Scan the entries and tally the lines that include the string "this". Reply with the figure alone.

GIVEN ENTRIES:
+ + + + +

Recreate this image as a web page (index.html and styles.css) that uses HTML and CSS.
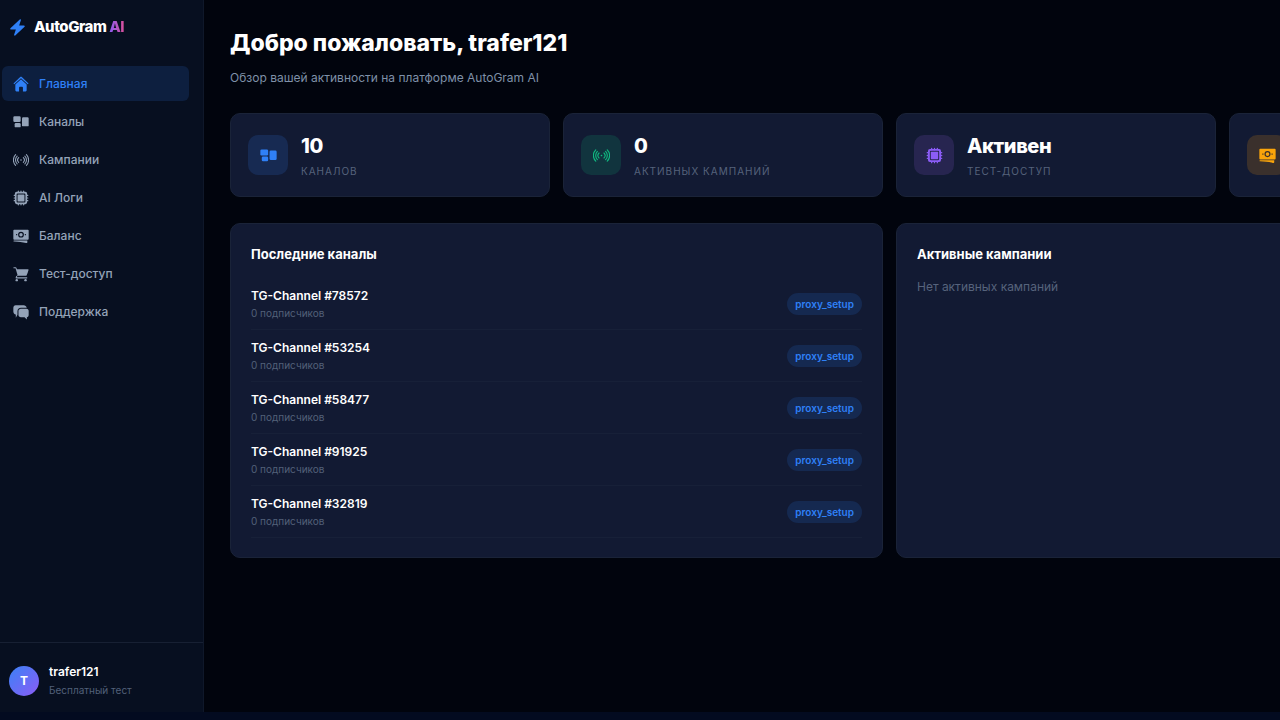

+ + + + +

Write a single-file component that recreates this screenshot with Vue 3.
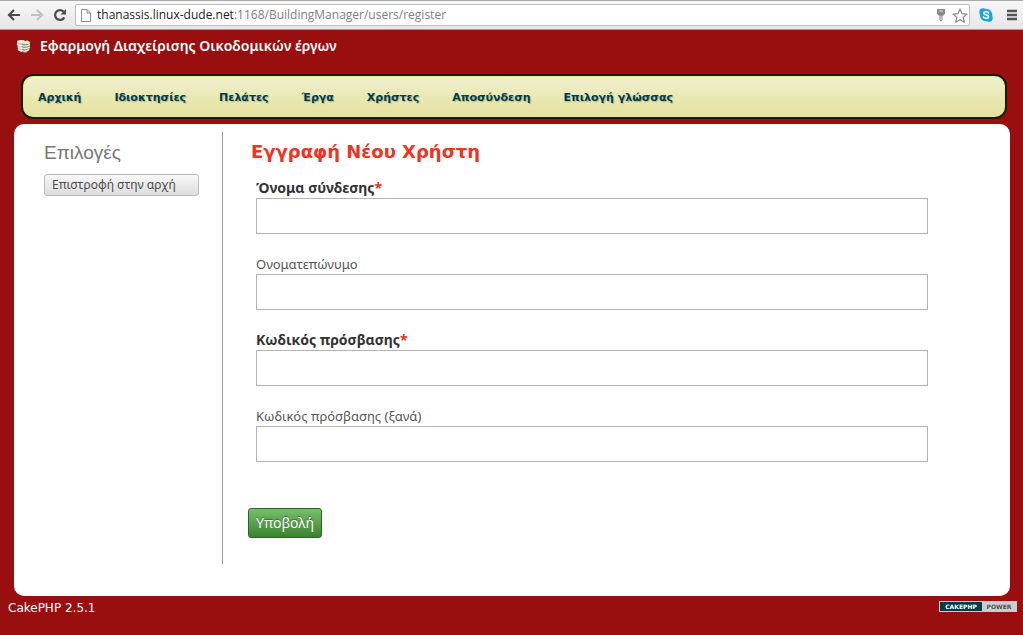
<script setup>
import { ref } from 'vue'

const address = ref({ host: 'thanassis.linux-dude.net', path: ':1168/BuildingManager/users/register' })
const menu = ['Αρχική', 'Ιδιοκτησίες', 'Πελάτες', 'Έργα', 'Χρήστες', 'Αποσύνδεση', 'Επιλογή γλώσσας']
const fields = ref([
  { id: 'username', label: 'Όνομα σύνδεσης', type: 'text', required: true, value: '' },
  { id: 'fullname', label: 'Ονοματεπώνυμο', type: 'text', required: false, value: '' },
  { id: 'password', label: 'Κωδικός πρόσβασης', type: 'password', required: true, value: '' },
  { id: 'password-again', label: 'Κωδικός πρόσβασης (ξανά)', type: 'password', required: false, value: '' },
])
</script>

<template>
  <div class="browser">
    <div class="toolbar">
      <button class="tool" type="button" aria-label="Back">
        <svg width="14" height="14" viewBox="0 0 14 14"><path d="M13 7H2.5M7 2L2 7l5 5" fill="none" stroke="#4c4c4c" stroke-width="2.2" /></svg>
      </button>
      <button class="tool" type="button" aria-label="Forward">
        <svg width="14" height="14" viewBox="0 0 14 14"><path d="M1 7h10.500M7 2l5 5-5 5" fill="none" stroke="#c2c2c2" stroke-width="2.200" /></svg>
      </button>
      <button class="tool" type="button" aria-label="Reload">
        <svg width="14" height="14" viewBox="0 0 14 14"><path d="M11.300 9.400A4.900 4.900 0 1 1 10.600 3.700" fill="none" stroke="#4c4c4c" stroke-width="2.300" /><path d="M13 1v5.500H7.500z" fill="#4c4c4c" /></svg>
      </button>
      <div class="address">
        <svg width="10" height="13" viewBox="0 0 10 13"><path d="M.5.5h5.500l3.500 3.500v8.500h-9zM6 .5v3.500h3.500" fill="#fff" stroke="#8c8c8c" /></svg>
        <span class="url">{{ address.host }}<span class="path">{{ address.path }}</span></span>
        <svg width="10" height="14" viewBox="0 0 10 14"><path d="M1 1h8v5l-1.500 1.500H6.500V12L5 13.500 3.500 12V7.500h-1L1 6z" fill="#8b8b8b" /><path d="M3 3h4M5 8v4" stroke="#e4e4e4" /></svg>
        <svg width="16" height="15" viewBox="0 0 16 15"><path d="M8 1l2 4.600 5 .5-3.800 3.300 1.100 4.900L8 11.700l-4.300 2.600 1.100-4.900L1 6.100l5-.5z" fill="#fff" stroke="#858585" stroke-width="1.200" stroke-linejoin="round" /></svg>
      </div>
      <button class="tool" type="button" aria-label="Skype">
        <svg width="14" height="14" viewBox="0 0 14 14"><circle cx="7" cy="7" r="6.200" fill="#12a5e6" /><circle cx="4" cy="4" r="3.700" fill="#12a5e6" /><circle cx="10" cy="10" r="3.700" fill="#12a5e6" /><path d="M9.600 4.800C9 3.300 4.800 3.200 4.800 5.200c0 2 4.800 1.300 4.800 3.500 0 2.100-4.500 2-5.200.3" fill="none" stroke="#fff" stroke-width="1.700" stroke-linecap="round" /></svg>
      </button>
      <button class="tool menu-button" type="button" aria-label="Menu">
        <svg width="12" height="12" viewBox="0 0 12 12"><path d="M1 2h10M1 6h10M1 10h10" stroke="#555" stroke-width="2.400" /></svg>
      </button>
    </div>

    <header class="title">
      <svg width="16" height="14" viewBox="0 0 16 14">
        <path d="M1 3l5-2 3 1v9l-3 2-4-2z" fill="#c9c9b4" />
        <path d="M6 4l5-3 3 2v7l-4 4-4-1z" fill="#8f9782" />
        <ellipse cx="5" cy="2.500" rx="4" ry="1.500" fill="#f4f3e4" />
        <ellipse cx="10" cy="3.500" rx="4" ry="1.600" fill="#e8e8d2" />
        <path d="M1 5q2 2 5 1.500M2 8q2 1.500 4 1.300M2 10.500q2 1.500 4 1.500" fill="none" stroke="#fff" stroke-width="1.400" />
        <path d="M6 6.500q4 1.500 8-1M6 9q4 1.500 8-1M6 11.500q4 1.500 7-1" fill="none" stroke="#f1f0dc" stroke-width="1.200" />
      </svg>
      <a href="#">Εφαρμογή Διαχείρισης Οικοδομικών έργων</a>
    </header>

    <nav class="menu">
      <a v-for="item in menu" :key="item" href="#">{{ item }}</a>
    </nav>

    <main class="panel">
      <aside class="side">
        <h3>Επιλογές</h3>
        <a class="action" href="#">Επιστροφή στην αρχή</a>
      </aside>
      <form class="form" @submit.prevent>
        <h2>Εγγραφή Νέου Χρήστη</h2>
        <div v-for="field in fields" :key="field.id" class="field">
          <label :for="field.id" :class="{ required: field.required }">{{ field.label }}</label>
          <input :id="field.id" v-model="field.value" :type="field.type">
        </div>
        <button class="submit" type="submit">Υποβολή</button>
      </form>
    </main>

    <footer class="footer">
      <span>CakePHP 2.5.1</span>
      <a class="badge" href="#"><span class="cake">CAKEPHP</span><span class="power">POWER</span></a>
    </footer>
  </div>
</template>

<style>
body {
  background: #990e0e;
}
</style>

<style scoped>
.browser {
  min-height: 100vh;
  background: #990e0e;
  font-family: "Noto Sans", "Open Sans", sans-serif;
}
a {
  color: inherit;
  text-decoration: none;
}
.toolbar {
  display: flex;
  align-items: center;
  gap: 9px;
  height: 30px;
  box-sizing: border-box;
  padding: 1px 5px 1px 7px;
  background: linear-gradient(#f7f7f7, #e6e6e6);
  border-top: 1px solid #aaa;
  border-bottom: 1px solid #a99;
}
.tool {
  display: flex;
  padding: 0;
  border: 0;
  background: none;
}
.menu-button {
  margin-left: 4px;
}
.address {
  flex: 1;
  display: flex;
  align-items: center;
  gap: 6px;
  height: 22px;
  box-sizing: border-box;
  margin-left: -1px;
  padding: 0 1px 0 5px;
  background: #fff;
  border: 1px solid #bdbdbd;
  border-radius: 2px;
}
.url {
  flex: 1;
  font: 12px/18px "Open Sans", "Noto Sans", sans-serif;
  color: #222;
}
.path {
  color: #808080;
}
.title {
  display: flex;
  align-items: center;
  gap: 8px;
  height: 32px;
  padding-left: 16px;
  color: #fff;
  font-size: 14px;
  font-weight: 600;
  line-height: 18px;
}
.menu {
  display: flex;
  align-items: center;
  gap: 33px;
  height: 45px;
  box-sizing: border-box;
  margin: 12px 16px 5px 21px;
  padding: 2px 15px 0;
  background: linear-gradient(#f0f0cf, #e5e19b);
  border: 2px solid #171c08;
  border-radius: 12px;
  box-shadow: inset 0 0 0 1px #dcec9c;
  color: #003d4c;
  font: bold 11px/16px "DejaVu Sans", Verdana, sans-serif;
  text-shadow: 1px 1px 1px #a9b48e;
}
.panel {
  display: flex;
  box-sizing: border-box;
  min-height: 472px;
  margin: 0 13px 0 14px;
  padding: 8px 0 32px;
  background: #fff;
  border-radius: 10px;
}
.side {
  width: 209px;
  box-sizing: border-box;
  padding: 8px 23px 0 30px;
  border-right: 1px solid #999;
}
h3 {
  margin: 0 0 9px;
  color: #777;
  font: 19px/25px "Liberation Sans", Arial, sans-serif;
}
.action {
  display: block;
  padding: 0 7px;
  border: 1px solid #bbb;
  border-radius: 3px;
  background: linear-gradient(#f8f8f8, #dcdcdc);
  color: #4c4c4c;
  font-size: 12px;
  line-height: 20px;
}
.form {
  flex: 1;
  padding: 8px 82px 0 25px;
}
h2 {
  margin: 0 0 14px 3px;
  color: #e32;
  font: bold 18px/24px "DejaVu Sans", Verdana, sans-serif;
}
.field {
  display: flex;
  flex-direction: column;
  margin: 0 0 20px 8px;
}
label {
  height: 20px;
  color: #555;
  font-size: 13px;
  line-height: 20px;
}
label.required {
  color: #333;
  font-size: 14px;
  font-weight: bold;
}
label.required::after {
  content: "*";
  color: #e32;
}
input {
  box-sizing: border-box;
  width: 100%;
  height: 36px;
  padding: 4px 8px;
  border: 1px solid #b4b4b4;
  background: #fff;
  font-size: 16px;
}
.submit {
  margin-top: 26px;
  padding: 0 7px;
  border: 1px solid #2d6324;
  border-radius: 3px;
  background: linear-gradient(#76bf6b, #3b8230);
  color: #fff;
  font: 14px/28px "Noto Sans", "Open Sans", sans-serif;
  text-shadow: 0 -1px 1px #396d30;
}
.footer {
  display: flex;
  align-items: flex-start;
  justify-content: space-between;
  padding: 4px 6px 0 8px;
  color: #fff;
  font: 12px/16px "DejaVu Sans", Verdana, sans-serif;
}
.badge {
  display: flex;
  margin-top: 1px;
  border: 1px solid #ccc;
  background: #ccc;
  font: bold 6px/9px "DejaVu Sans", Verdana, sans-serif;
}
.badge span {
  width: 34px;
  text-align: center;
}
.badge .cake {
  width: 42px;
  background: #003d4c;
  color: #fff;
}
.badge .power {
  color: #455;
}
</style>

+ + + + +

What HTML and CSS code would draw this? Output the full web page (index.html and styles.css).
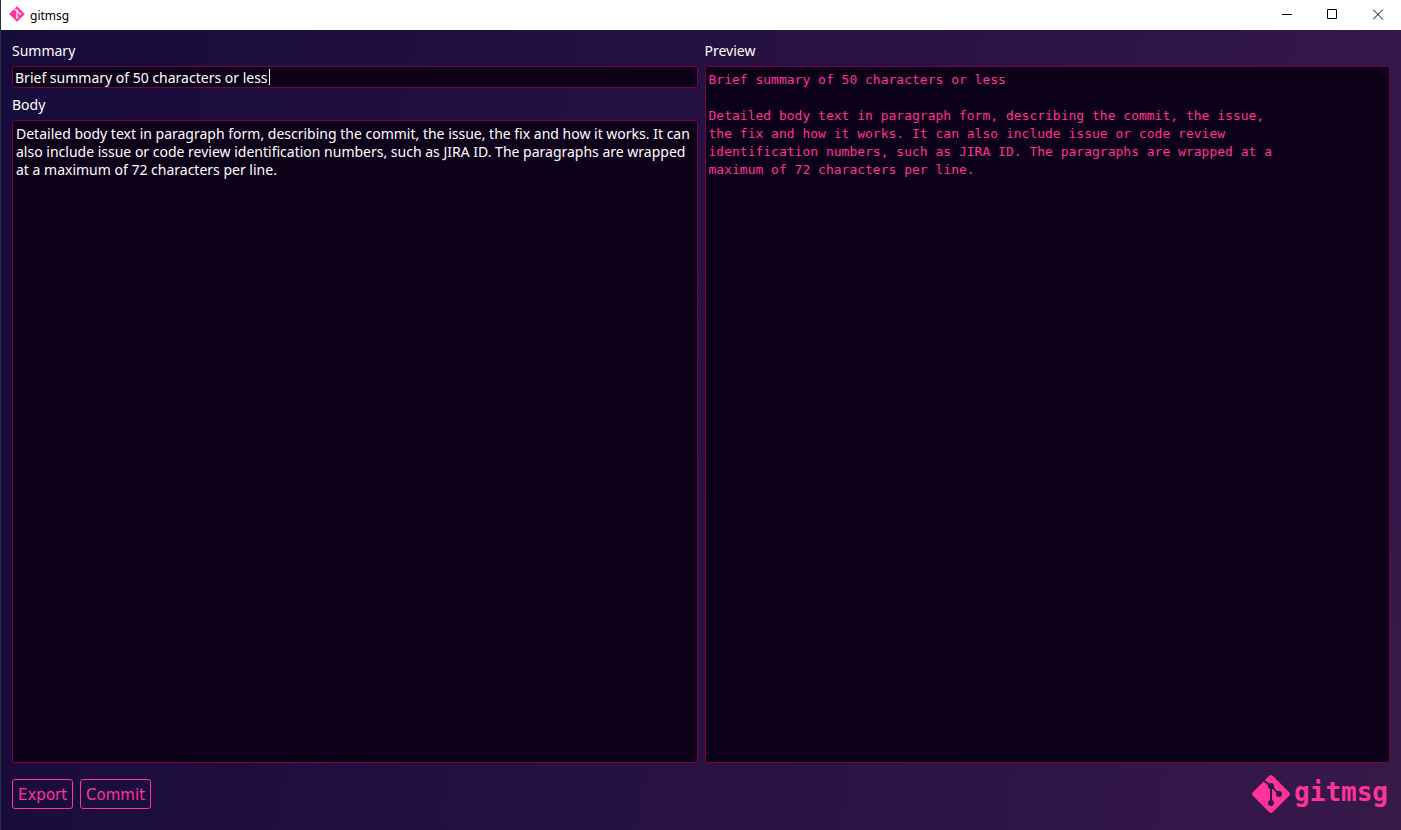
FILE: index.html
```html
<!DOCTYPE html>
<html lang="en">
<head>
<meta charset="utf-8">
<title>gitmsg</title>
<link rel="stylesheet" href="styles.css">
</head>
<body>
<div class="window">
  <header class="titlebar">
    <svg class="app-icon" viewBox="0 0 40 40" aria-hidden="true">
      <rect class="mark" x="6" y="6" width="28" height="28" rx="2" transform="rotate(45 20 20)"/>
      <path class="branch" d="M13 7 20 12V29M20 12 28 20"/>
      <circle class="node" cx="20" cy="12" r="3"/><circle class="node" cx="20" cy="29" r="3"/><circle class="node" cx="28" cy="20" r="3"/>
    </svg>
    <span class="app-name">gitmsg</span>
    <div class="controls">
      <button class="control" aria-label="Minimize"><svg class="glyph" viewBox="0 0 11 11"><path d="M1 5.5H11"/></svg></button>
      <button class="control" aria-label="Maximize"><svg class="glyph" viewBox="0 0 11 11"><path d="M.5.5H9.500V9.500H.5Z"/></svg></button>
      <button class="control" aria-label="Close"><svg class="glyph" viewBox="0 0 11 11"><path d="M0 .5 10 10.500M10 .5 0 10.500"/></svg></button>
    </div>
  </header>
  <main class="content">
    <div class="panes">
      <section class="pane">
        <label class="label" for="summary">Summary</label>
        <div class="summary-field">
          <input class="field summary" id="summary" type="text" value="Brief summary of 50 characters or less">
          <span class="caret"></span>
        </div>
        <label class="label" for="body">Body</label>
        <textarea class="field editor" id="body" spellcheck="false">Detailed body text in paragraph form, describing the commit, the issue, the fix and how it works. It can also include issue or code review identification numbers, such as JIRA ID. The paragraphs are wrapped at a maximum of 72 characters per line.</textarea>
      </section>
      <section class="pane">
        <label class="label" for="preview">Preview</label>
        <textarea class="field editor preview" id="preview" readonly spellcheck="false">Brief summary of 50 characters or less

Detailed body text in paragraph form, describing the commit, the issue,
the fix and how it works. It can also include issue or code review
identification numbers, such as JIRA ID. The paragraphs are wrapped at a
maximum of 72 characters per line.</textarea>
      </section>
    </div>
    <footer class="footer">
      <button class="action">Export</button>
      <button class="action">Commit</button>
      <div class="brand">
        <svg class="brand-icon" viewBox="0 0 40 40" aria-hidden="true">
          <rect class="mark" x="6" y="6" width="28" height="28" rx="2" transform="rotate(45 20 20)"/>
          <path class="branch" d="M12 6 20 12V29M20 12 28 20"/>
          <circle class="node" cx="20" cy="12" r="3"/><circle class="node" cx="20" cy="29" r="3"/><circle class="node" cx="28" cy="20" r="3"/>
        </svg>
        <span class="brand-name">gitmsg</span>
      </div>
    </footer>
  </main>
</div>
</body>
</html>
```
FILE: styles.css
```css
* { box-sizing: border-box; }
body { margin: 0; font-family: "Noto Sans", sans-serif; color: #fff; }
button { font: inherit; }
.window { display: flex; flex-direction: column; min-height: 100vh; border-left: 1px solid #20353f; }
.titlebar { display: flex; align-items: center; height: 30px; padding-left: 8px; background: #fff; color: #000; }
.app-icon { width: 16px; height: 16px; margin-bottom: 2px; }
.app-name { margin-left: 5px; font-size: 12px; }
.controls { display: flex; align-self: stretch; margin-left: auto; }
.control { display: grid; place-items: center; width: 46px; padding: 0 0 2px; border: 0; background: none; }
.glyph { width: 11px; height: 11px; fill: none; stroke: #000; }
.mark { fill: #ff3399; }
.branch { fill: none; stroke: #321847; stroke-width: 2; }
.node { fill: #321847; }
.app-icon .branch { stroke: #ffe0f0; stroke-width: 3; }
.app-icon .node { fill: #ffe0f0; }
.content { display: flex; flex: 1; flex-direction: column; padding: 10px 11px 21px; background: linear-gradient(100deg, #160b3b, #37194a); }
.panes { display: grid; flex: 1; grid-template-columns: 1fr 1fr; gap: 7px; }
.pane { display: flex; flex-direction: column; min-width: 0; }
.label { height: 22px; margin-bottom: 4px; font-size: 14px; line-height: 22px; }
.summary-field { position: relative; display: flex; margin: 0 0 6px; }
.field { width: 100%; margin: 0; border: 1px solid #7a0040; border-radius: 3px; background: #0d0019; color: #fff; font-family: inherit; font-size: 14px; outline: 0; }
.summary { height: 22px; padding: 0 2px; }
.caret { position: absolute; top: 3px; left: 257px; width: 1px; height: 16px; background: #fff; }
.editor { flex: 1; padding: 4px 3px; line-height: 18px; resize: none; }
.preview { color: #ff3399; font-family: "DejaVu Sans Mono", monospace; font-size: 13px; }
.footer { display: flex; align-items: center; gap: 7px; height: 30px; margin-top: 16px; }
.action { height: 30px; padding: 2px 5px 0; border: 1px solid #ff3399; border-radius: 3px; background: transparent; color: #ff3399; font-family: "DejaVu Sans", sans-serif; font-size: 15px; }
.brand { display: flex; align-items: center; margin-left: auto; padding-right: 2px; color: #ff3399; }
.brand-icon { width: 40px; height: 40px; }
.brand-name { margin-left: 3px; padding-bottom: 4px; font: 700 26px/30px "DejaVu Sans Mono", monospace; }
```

+ + + + +

ANSWER TO THE TASK: 3